All Change! Scottish PRS in 2016

The Scottish private rented sector is in for a massive shake up in 2016, with an overhaul of tenancies and the (possible) introduction of rent controls. It is important for landlords with propertiesflag-of-scotland in Scotland to get to grips with the new legislation.

Private Housing (Tenancies)(Scotland) Act

One of the major changes that facing the Scottish PRS will be the coming into force of the Private Housing (Tenancies)(Scotland) Act, which will likely happen later this year.

The Scottish Government’s objective with this Act is to improve security of tenure for tenants, provide protection to tenants from “excessive” rent increases and provide rent predictability.

It will do this by creating a simplified and “modernised” statutory private residential tenancy and removing the no-fault ground for repossession.

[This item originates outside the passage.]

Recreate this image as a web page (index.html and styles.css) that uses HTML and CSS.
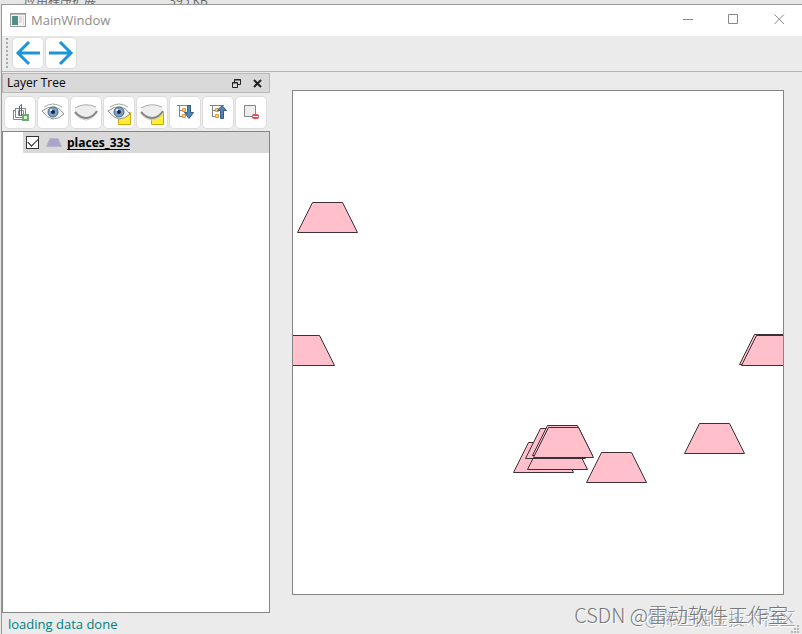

In essence, this Act strives to make tenancies indefinite and at the discretion of the tenant for it to end.

The Act limits rent rises to a maximum of one every 12 months, and set out the procedure:

  • Written notice of intention to increase rents, minimum 3 months’ notice
  • If the tenant objects then they can refer the rise to a rent officer of Rent Service Scotland, who will review it and decide the “open-market rate” (which could be increase or decrease the rent)
  • If either tenant or landlord objects, they can appeal to the First-tier Tribunal who will review the officer’s order and make the final decision.

Rent Controls

It also introduces Rent Pressure Zones, for which Local Authorities can apply to the Minister for some or all of their area to become. In these zones the allowable maximum rent increase is strictly limited by regulations laid down by the Minister and passed by Holyrood. Regulations designating a rent pressure zone last a maximum of 5 years.

Although Margaret Burgess, the Scottish Housing Minister, has so far not given an indication of when these changes would be implemented, a date in late 2016 would not come as a surprise.

Additional Homes Surcharge on LBTT

The Scottish Government followed George Osborne’s lead by introducing a Land & Buildings Transaction Tax (LBTT) supplement on the purchase of additional residential properties, aimed at buy-to-let properties. However, unlike Osborne’s Stamp Duty Land Tax (SDLT) additional rate in England & Wales, purchases of 6 or more dwellings at one time will be exempt from the 3% LBTT surcharge.

The new rates payable when purchasing an additional residential property are:

Band Existing LBTT Rates Including Additional Homes Supplement
£0-£40k 0% 0%
£40k-145k 0% 3%
£145,001k-£250k 2% 5%
£250,001k-£325k 5% 8%
£325,001-£750k 10% 13%
£750,001+ 12% 15%
The 3% supplement would be applied to the whole purchase price, and not just the proportion of the price above £40,000.

 May 2016 Holyrood Elections

On Thursday May 5th Scottish voters will be heading to the ballot box in the Holyrood elections. All polls are showing the SNP will be comfortably returned to Government, with the strong possibility of an increase in Holyrood seats. The same polls put Labour and Conservatives within touching distance of each other for second place.


Having already passed the legislation mentioned above, what next would the SNP have in store for the PRS?

Cursory glances at their manifesto suggest that they are quite content with the actions they have already taken to attack reform the PRS. However, they state that they would look to consult on two more major changes:

  • A national standard for property in the sector, and
  • Energy efficiency regulations in the PRS.

So get set for more burdensome regulations that will push up costs for tenants and decrease supply of rented properties.

On top of these consultations, they will “look into” the possibility of allowing Universal Credit to be paid to landlords direct, which would be a very minor victory although there is no firm promise of action.

The Opposition

It is important to note that none of the parties are calling for the scrapping of the recently passed Private Tenancies Act. However, other parties are proposing a number of additions.

Labour want to go further than the Private Tenancies Act and want to cap rent increases across the whole of Scotland and introduce a charter similar to the social sector to “drive up standards” in the PRS.

The Conservatives have proposed “rent-lock” schemes, whereby if the rent is guaranteed to be charged at “affordable” levels for a set period of time, the Government would:

  • Waive LBTT additional property rate for new buy-to-let investors, and
  • Provide grant funding for the construction of new homes for rent.

A proposed scheme would also guarantee a landlord mid-market rent in return for the use of the property for housing list allocations.

Lower down in the polls the Lib Dems want to enforce strict energy efficiency regulations so that no property with an EPC rating below C is let out. They would make landlords cough up to improve their properties because they “have the capital asset and resources to make the investment, whereas tenants do not”.

A lot of change is coming for the Scottish PRS in 2016. Whatever the result on Thursday 5th, more change for the sector is bound to follow.